There can scarcely be a more miserable religion under heaven than the African, and the missionary who daily witnesses it is likely to appreciate the blessedness of the Christian faith more than the average Christian at home usually does. We have here one of the liberalising influences of the missionary’s enthusiasm. He is not tempted to mistake his own horizon for the earth’s.

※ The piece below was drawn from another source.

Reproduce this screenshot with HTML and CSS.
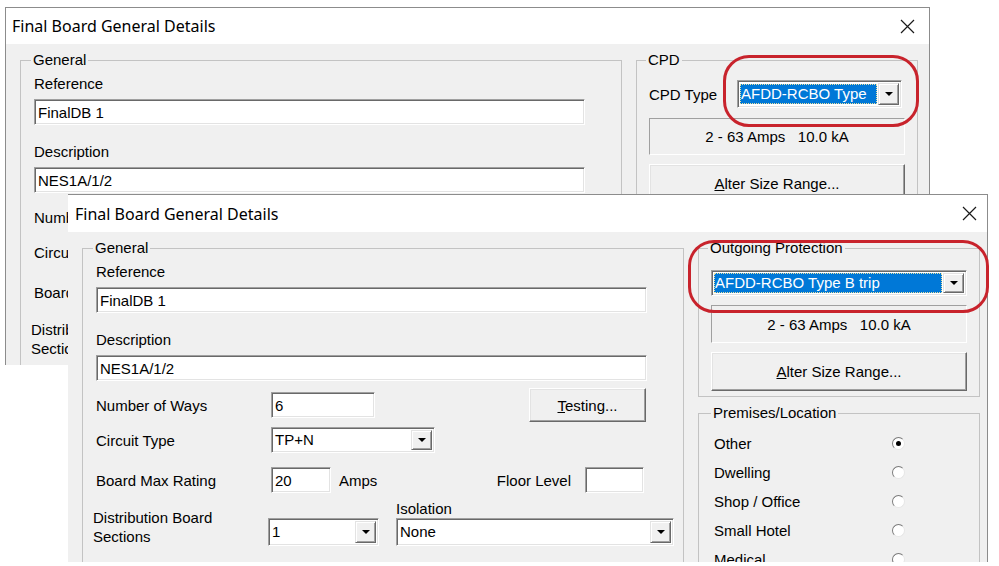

Church history rightly studied breaks the spell of despondency. His Journal shows that Stewart, when exploring in the heart of Africa, had a peculiar fondness for the Acts of the Apostles as a record of missionary enterprise, and that he brooded over it with an eye to his own career, saying to himself the while—’I also am a missionary.’ The Foreign Missionary has every day an experience remarkably like that of the leaders in the New Testament churches. He is therefore in the best possible position for understanding, and receiving constant inspiration from, the photos of church-life in the Epistles and the Acts of the Apostles. How wonderful the story when one brings to it a realising historical imagination. Paul and Silas crossed over to Europe as travelling artisans. But they went as Heralds of Jesus Christ, and in the spirit of conquerors. They hoped to rescue from heathendom cultured Rome and the untutored nations, and they have done it. What moral and spiritual miracles the pair accomplished To-day there is not a man, woman, or child on the face of the earth who worships the gods that then had sway over all Europe. It is true that Christ’s kingdom came not then with observation. As Stewart points out more than once, the Roman historians, famed as they were for their eagle-eyed acuteness, have, during the first three centuries, only some ten or twelve brief and scornful references to the Church of Christ. Yet ere long ‘the Empires fell one upon another to form a pedestal upon which to build the Church.’ Stewart’s writings show that he had made himself familiar with the triumphant march of the Church through the ages, and thus he had the hope, we should rather say the expectation, that the experience of the early Churches would be repeated in Africa. ‘When one has seen the Catacombs,’ a visitor to Rome says, ‘one understands the great explosion of Christianity under Constantine, the city had been conquered underground.’ Stewart believed that something like that was taking place around him. While surrounded by the night, he was confident of the dawn, and the dawn overtook him.

For the facts he had witnessed justified to a large extent his lifelong optimism. The previous chapters record some of these facts. He believed that a great missionary epoch had already begun, and that it would have immense issues. ‘Young missionaries may despair,’ said a veteran Indian missionary; ‘we who have witnessed such stupendous changes never can.’ Before the Native Affairs Commission Stewart made a similar statement about the improvements he had witnessed, especially in the native women, whose appearance had been entirely changed. The sight of the boys and girls at Lovedale was fitted to break the spell of despondency if it had ever mastered him.

In his Dawn he says:—‘A fair and just, and yet not optimistic, survey of the missionary situation of to-day would lead us to the belief that it is better, more encouraging, and more full of real results than at any time since the days of the Apostles. How poorly at the best have we discharged the great duties God has laid upon us in virtue of the gifts He has bestowed! Still, in God’s time, apparently a better day is coming, for clearly "o’er that weird continent morn is slowly breaking." We return again in a final word to the one power and influence sufficient for the regeneration of Africa. It has been the keynote through all these pages. That one force is the religion of Jesus Christ, taught not merely by the white man’s words, but what is far better, by his life, as showing the true spirit of that religion.’ Believing thus that the best is yet to be, the shadows of the morning were tinged in his eyes with the glory of the approaching dawn.

Shortly before his death Coillard wrote—March 4, 1904—’Read Dr. Stewart’s Dawn in the Dark Continent, Daybreak in Livingstonia, and Among the Wild Ngoni, by Dr. Elmslie. To state my impressions would be impossible. I am humbled and moved to wonder. What great things the Lord has done there.’

‘We are saved by hope,’ the Apostle says. The expectation of victory is often the guarantee of victory, for every great battle is lost or won in the soul. In our Navy the signal for a close engagement is the same as the signal for a victory. To hope is often to achieve. These are the reasons why Stewart hoped all things not impossible, and believed all things not unreasonable, and preserved his unclouded optimism amid many assaults upon it.